>> BEGIN
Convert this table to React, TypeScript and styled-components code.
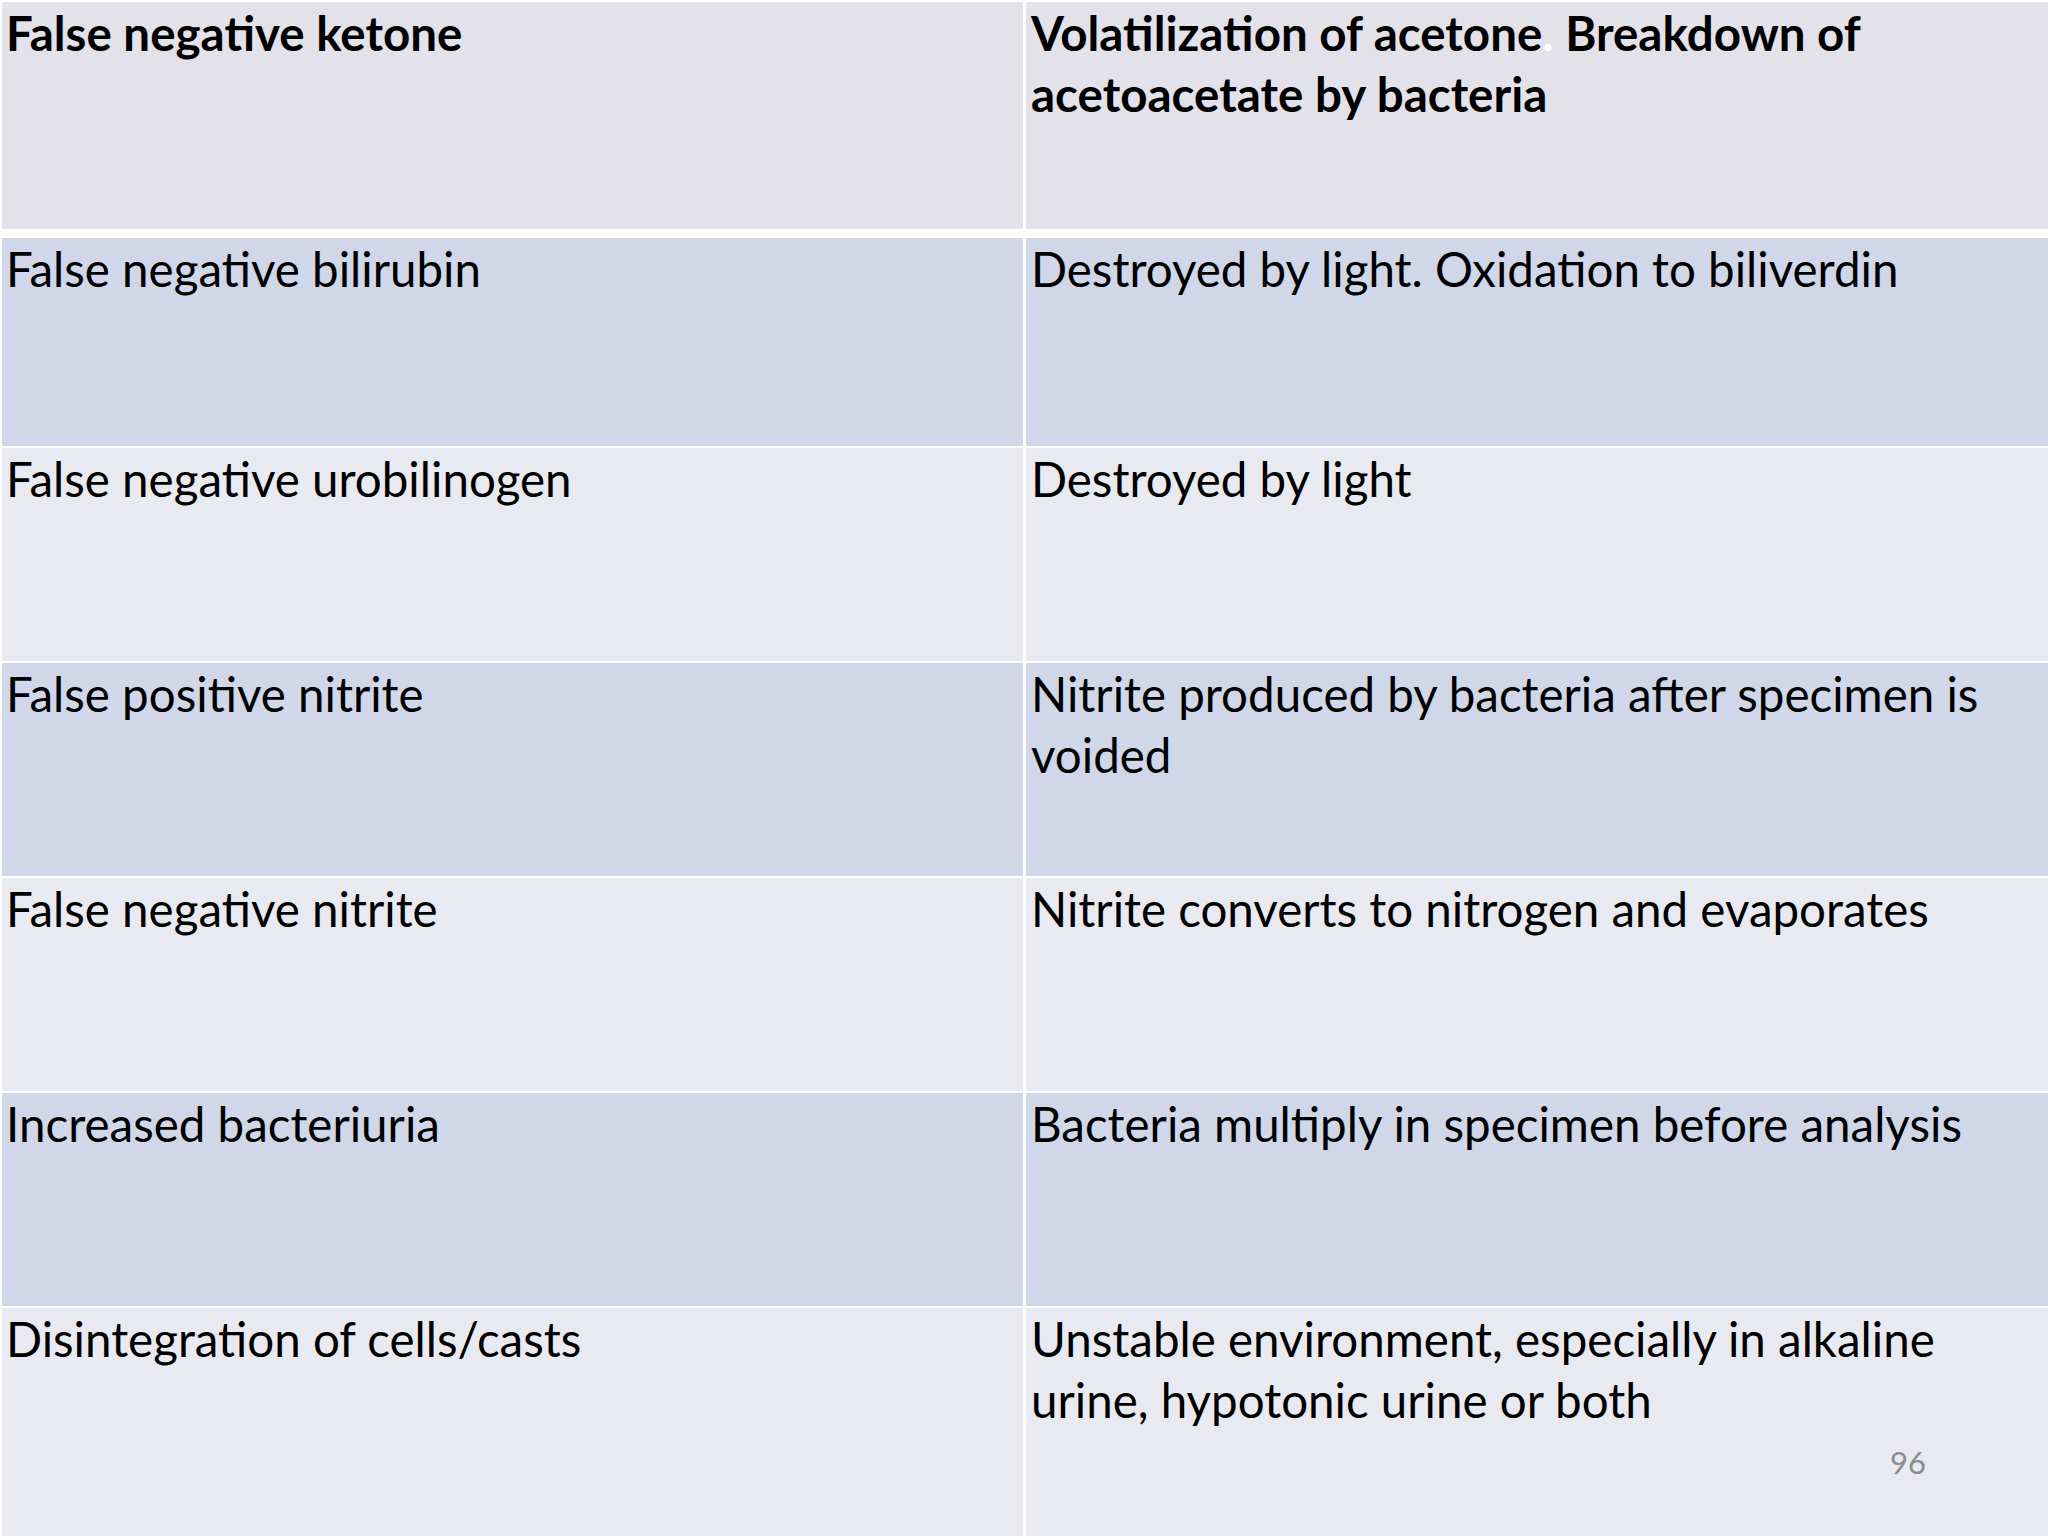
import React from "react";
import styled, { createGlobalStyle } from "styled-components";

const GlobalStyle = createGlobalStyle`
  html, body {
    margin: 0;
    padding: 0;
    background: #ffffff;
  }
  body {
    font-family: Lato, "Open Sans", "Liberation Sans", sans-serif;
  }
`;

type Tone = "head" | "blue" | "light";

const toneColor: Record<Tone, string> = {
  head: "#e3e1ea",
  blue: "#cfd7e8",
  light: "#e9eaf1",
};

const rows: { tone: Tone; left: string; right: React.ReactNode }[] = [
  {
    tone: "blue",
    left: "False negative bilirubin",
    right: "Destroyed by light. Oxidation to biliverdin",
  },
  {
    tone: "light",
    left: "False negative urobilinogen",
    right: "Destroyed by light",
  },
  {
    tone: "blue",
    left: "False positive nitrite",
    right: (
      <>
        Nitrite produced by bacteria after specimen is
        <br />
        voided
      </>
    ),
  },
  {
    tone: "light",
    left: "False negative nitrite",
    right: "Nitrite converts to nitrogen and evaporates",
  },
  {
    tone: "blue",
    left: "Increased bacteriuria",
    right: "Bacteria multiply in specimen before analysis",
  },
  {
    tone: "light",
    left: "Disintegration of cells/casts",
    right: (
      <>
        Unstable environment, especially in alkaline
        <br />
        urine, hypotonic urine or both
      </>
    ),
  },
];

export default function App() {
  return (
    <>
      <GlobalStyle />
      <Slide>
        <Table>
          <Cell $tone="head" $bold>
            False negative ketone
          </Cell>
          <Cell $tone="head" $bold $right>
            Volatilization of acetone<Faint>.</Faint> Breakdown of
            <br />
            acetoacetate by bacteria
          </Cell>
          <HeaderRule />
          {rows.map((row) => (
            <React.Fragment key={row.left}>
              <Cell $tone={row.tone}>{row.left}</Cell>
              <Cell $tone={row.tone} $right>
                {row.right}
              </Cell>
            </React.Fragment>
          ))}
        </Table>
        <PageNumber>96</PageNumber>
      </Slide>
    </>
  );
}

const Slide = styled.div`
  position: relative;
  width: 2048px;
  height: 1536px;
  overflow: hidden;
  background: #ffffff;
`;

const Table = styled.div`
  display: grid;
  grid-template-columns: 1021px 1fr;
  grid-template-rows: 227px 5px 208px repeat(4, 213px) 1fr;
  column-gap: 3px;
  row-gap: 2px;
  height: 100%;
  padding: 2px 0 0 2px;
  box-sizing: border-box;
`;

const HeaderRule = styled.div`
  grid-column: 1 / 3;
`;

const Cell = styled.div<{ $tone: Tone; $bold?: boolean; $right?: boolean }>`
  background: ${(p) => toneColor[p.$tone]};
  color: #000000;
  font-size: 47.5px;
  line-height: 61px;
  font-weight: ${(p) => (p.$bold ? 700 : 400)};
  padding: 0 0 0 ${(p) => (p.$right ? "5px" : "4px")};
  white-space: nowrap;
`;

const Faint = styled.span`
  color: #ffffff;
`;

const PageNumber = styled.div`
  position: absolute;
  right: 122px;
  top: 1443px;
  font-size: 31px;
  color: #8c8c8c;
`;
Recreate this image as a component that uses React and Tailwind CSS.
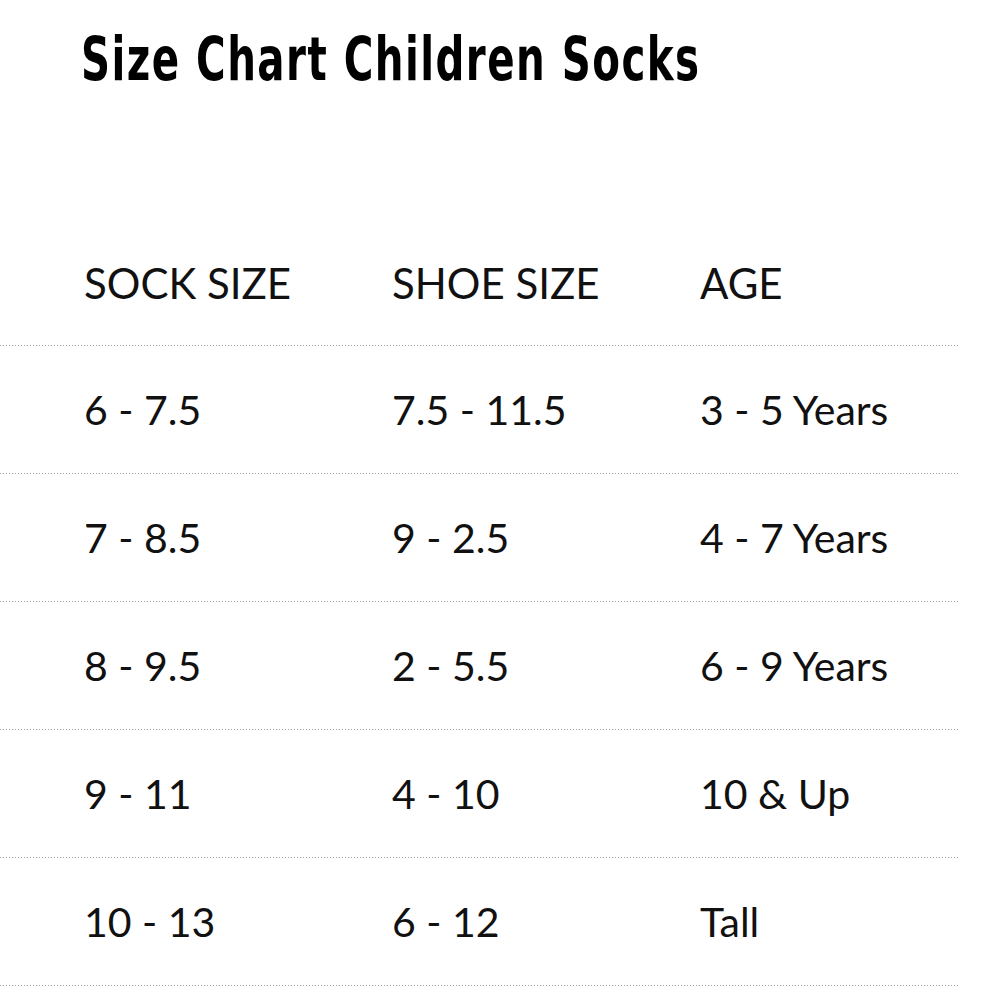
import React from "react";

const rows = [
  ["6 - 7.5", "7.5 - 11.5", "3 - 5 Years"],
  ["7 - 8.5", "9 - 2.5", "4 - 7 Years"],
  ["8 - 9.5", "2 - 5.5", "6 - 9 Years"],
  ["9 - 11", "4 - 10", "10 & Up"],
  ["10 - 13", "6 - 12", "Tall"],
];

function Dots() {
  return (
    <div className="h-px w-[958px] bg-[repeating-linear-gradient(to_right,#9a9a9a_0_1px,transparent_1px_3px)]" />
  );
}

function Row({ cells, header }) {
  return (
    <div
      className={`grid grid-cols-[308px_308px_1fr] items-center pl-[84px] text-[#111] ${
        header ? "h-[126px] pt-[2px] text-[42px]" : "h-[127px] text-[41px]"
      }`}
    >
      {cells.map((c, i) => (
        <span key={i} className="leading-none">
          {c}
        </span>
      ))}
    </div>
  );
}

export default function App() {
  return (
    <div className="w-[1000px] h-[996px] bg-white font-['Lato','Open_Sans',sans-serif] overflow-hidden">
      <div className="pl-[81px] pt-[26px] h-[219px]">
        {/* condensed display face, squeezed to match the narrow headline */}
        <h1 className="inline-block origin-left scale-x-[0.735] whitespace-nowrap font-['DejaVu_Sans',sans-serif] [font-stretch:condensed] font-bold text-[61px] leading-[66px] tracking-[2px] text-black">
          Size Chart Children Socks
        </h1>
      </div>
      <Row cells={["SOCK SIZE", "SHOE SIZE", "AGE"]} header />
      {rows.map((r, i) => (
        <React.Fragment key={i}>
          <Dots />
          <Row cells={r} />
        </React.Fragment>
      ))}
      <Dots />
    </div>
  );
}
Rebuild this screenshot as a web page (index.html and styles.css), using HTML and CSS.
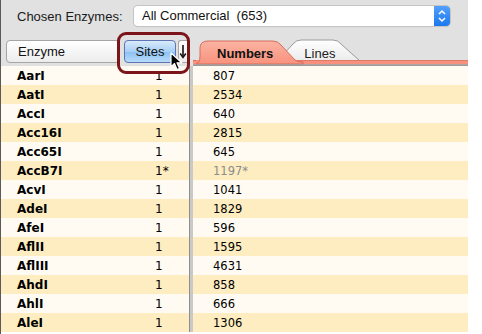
>> END
Your task is an exact transcription of all the data, minus the pictures.

Solved problem:
Convert this table to React, TypeScript and styled-components code.
import React from "react";
import styled, { createGlobalStyle } from "styled-components";

const GlobalStyle = createGlobalStyle`
  html, body {
    margin: 0;
    padding: 0;
    background: #ffffff;
  }
  body {
    font-family: Lato, "Open Sans", "Liberation Sans", sans-serif;
  }
`;

type Tone = "head" | "blue" | "light";

const toneColor: Record<Tone, string> = {
  head: "#e3e1ea",
  blue: "#cfd7e8",
  light: "#e9eaf1",
};

const rows: { tone: Tone; left: string; right: React.ReactNode }[] = [
  {
    tone: "blue",
    left: "False negative bilirubin",
    right: "Destroyed by light. Oxidation to biliverdin",
  },
  {
    tone: "light",
    left: "False negative urobilinogen",
    right: "Destroyed by light",
  },
  {
    tone: "blue",
    left: "False positive nitrite",
    right: (
      <>
        Nitrite produced by bacteria after specimen is
        <br />
        voided
      </>
    ),
  },
  {
    tone: "light",
    left: "False negative nitrite",
    right: "Nitrite converts to nitrogen and evaporates",
  },
  {
    tone: "blue",
    left: "Increased bacteriuria",
    right: "Bacteria multiply in specimen before analysis",
  },
  {
    tone: "light",
    left: "Disintegration of cells/casts",
    right: (
      <>
        Unstable environment, especially in alkaline
        <br />
        urine, hypotonic urine or both
      </>
    ),
  },
];

export default function App() {
  return (
    <>
      <GlobalStyle />
      <Slide>
        <Table>
          <Cell $tone="head" $bold>
            False negative ketone
          </Cell>
          <Cell $tone="head" $bold $right>
            Volatilization of acetone<Faint>.</Faint> Breakdown of
            <br />
            acetoacetate by bacteria
          </Cell>
          <HeaderRule />
          {rows.map((row) => (
            <React.Fragment key={row.left}>
              <Cell $tone={row.tone}>{row.left}</Cell>
              <Cell $tone={row.tone} $right>
                {row.right}
              </Cell>
            </React.Fragment>
          ))}
        </Table>
        <PageNumber>96</PageNumber>
      </Slide>
    </>
  );
}

const Slide = styled.div`
  position: relative;
  width: 2048px;
  height: 1536px;
  overflow: hidden;
  background: #ffffff;
`;

const Table = styled.div`
  display: grid;
  grid-template-columns: 1021px 1fr;
  grid-template-rows: 227px 5px 208px repeat(4, 213px) 1fr;
  column-gap: 3px;
  row-gap: 2px;
  height: 100%;
  padding: 2px 0 0 2px;
  box-sizing: border-box;
`;

const HeaderRule = styled.div`
  grid-column: 1 / 3;
`;

const Cell = styled.div<{ $tone: Tone; $bold?: boolean; $right?: boolean }>`
  background: ${(p) => toneColor[p.$tone]};
  color: #000000;
  font-size: 47.5px;
  line-height: 61px;
  font-weight: ${(p) => (p.$bold ? 700 : 400)};
  padding: 0 0 0 ${(p) => (p.$right ? "5px" : "4px")};
  white-space: nowrap;
`;

const Faint = styled.span`
  color: #ffffff;
`;

const PageNumber = styled.div`
  position: absolute;
  right: 122px;
  top: 1443px;
  font-size: 31px;
  color: #8c8c8c;
`;
Recreate this image as a component that uses React and Tailwind CSS.
import React from "react";

const rows = [
  ["6 - 7.5", "7.5 - 11.5", "3 - 5 Years"],
  ["7 - 8.5", "9 - 2.5", "4 - 7 Years"],
  ["8 - 9.5", "2 - 5.5", "6 - 9 Years"],
  ["9 - 11", "4 - 10", "10 & Up"],
  ["10 - 13", "6 - 12", "Tall"],
];

function Dots() {
  return (
    <div className="h-px w-[958px] bg-[repeating-linear-gradient(to_right,#9a9a9a_0_1px,transparent_1px_3px)]" />
  );
}

function Row({ cells, header }) {
  return (
    <div
      className={`grid grid-cols-[308px_308px_1fr] items-center pl-[84px] text-[#111] ${
        header ? "h-[126px] pt-[2px] text-[42px]" : "h-[127px] text-[41px]"
      }`}
    >
      {cells.map((c, i) => (
        <span key={i} className="leading-none">
          {c}
        </span>
      ))}
    </div>
  );
}

export default function App() {
  return (
    <div className="w-[1000px] h-[996px] bg-white font-['Lato','Open_Sans',sans-serif] overflow-hidden">
      <div className="pl-[81px] pt-[26px] h-[219px]">
        {/* condensed display face, squeezed to match the narrow headline */}
        <h1 className="inline-block origin-left scale-x-[0.735] whitespace-nowrap font-['DejaVu_Sans',sans-serif] [font-stretch:condensed] font-bold text-[61px] leading-[66px] tracking-[2px] text-black">
          Size Chart Children Socks
        </h1>
      </div>
      <Row cells={["SOCK SIZE", "SHOE SIZE", "AGE"]} header />
      {rows.map((r, i) => (
        <React.Fragment key={i}>
          <Dots />
          <Row cells={r} />
        </React.Fragment>
      ))}
      <Dots />
    </div>
  );
}
Rebuild this screenshot as a web page (index.html and styles.css), using HTML and CSS.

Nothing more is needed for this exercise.